Why Memory Fails Under Pressure
Memory, contrary to popular belief, does not work like a video recording. Cognitive and forensic psychologists describe it as reconstructive — a process in which the brain fills gaps using context, expectation, and even post-event information. Elizabeth Loftus, whose pioneering work on the misinformation effect remains a cornerstone of the field, demonstrated decades ago that subtle changes in question wording can implant entirely false details into a witness’s recollection. Newer research extends those findings to high-stakes scenarios, including armed encounters and trauma-related testimony, showing that emotional arousal can paradoxically narrow attention while inflating witnesses’ confidence.
A 2024 review published through the American Psychological Association found that confidence and accuracy correlate strongly only at the moment of an initial, uncontaminated identification — typically the first lineup viewing. After that, every subsequent exposure to a suspect, every conversation with detectives, and every media image can subtly reshape what the witness “remembers.” By the time a case reaches trial months or years later, the witness’s courtroom certainty may bear little resemblance to their original perception.
Procedural Reform Gains Traction
In response, several U.S. states have adopted reformed lineup procedures recommended by forensic psychologists, including double-blind administration (where the officer running the lineup does not know the suspect’s identity), sequential rather than simultaneous presentation, and immediate confidence statements recorded before any feedback. The U.S. Department of Justice issued guidance several years ago endorsing such reforms, and recent updates from researchers affiliated with the National Institute of Justice continue to refine best practices.

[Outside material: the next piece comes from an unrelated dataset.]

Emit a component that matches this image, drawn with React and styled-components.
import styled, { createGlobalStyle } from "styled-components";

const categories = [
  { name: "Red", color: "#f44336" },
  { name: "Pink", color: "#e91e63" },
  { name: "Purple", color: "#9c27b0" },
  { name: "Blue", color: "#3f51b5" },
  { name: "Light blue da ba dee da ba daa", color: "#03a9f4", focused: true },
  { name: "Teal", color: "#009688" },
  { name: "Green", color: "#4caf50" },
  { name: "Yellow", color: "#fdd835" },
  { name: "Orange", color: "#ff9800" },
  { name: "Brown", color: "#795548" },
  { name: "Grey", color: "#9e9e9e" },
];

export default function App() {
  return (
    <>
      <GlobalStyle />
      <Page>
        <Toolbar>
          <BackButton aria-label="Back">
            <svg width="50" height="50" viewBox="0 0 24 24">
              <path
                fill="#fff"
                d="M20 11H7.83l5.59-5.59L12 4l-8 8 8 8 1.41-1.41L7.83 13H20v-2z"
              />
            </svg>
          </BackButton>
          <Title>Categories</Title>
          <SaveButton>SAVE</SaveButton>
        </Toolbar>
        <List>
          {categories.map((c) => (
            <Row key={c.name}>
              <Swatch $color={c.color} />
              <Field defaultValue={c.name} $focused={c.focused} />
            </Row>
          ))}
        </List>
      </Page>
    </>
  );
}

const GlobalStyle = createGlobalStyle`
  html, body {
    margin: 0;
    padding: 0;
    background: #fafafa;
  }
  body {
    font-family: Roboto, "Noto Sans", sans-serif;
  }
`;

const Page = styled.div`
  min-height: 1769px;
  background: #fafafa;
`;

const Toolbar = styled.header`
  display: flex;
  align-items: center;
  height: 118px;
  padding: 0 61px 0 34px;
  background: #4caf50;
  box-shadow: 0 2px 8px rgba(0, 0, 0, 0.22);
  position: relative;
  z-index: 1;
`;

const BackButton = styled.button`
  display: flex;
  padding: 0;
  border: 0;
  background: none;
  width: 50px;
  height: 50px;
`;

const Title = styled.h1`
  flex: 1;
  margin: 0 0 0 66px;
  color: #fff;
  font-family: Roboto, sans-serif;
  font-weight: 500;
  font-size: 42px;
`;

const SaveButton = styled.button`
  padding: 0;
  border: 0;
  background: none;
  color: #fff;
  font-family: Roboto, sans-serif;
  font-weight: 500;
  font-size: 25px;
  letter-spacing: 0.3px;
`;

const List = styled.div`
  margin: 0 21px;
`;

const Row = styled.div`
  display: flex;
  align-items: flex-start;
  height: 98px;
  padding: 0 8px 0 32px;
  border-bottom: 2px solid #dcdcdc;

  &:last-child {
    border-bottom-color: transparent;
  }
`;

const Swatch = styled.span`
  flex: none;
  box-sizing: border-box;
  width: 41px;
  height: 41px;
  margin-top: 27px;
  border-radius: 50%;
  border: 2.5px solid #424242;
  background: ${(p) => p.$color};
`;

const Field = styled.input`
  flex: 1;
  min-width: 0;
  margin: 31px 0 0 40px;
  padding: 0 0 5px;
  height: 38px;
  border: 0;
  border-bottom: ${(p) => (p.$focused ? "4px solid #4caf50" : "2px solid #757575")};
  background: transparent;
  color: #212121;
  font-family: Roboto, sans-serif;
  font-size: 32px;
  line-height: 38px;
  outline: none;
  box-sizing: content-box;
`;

Defense attorneys argue progress remains uneven. “We still see jurisdictions where a witness picks someone out of a photo array under suggestive conditions, and that identification is treated as bulletproof at trial,” said one public defender quoted in recent coverage of the issue. Forensic psychologists testifying as expert witnesses note that judges increasingly admit such testimony, but admissibility varies widely from state to state and country to country.
What’s at Stake
The implications extend beyond individual trials. Wrongful convictions erode public trust in the justice system, leave true perpetrators free, and impose enormous social costs. Forensic psychology’s findings also intersect with broader debates about the reliability of confessions, the use of suggestive interrogation tactics, and the role of implicit bias in identifications across racial lines — an area where cross-race identification errors are especially well-documented.
Looking ahead, expect to see more appellate challenges grounded in psychological science, additional state-level legislation requiring evidence-based lineup procedures, and continued pressure on judges to allow expert testimony explaining memory’s limitations to jurors. As neuroscience and cognitive psychology converge on a clearer picture of how memory actually works, the legal system’s slow adaptation may finally accelerate — particularly if high-profile exonerations keep the issue in public view.